British Ambassador to Japan
- In office 1957–1959
- Monarch: Elizabeth II
- Prime Minister: Harold Macmillan
- Preceded by: Sir Esler Dening
- Succeeded by: Sir Oscar Morland

British Ambassador to Afghanistan
- In office 1953–1957
- Monarch: Elizabeth II
- Prime Minister: Winston Churchill Anthony Eden
- Preceded by: Eric Ralph Lingeman
- Succeeded by: Sir Michael Cavenagh Gillett

British Ambassador to Ethiopia
- In office 1949–1951
- Monarchs: George VI Elizabeth II
- Prime Minister: Clement Attlee Winston Churchill
- Preceded by: Himself (as Envoy Extraordinary and Minister Plenipotentiary)
- Succeeded by: Douglas Busk

Personal details
- Born: 19 March 1902
- Died: 17 October 1967 (aged 65)
- Relatives: Henry Lascelles, 4th Earl of Harewood (grandfather)
- Education: Royal Naval College, Osborne Royal Naval College, Dartmouth
- Alma mater: Balliol College, Oxford

= Daniel Lascelles (diplomat) =

British diplomat (1902–1967)

Sir Daniel William Lascelles KCMG (19 March 1902 – 17 October 1967) was a British diplomat. He was the British ambassador in Ethiopia, Afghanistan and Japan.

==Early life==
Lascelles was the son of the Honourable William Horace Lascelles, eighth son of Henry Lascelles, 4th Earl of Harewood. His mother was Madeline Barton, daughter of Reverend Gerrard Barton. He was educated at The New Beacon, Royal Naval College, Osborne, Isle of Wight; at the Royal Naval College, Dartmouth, Devon; and at Balliol College, Oxford.

==Career==
After an open competition in 1926, Lescelles earned a position and was subsequently appointed as a Third Secretary in the Diplomatic Service. In 1931, he was made Second Secretary. and in 1937, he was promoted to First Secretary.

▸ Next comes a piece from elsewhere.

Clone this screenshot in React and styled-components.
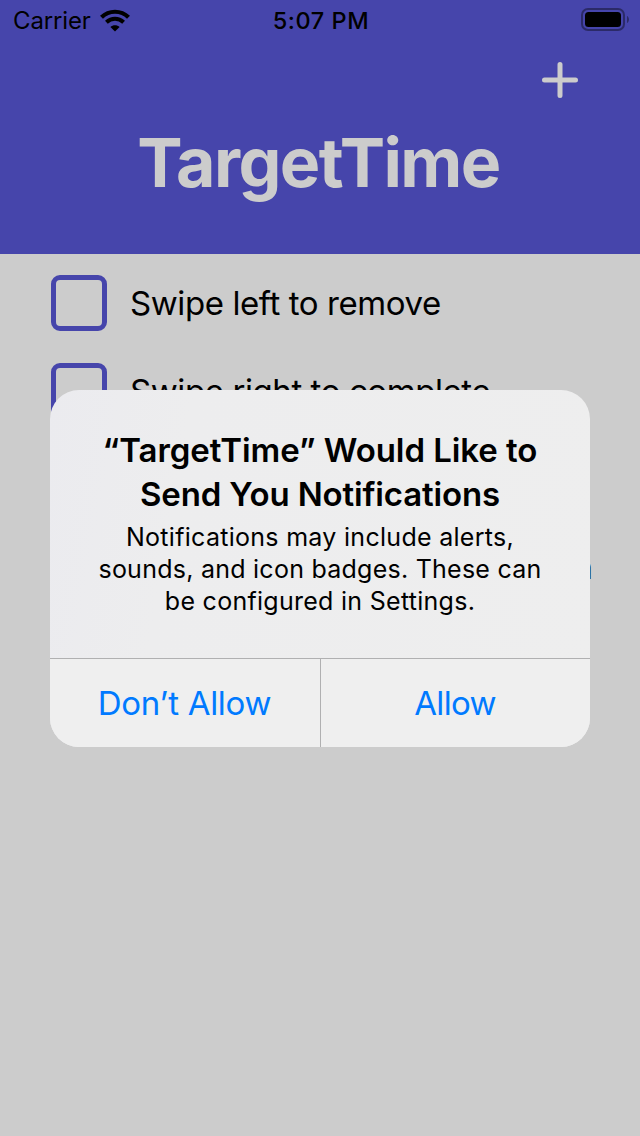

In 1945, he was invested as a Companion of the Order of St Michael and St George and he was promoted in the Foreign Office hierarchy.

In 1948, he was appointed Envoy Extraordinary and Minister Plenipotentiary to Addis Ababa and then Consul-General to the Empire of Ethiopia. In 1949–1951, he became Ambassador to Ethiopia.

In 1953, he was appointed Ambassador in Kabul, Afghanistan. In 1954, he was invested as Knight Commander of the Order of St Michael and St George.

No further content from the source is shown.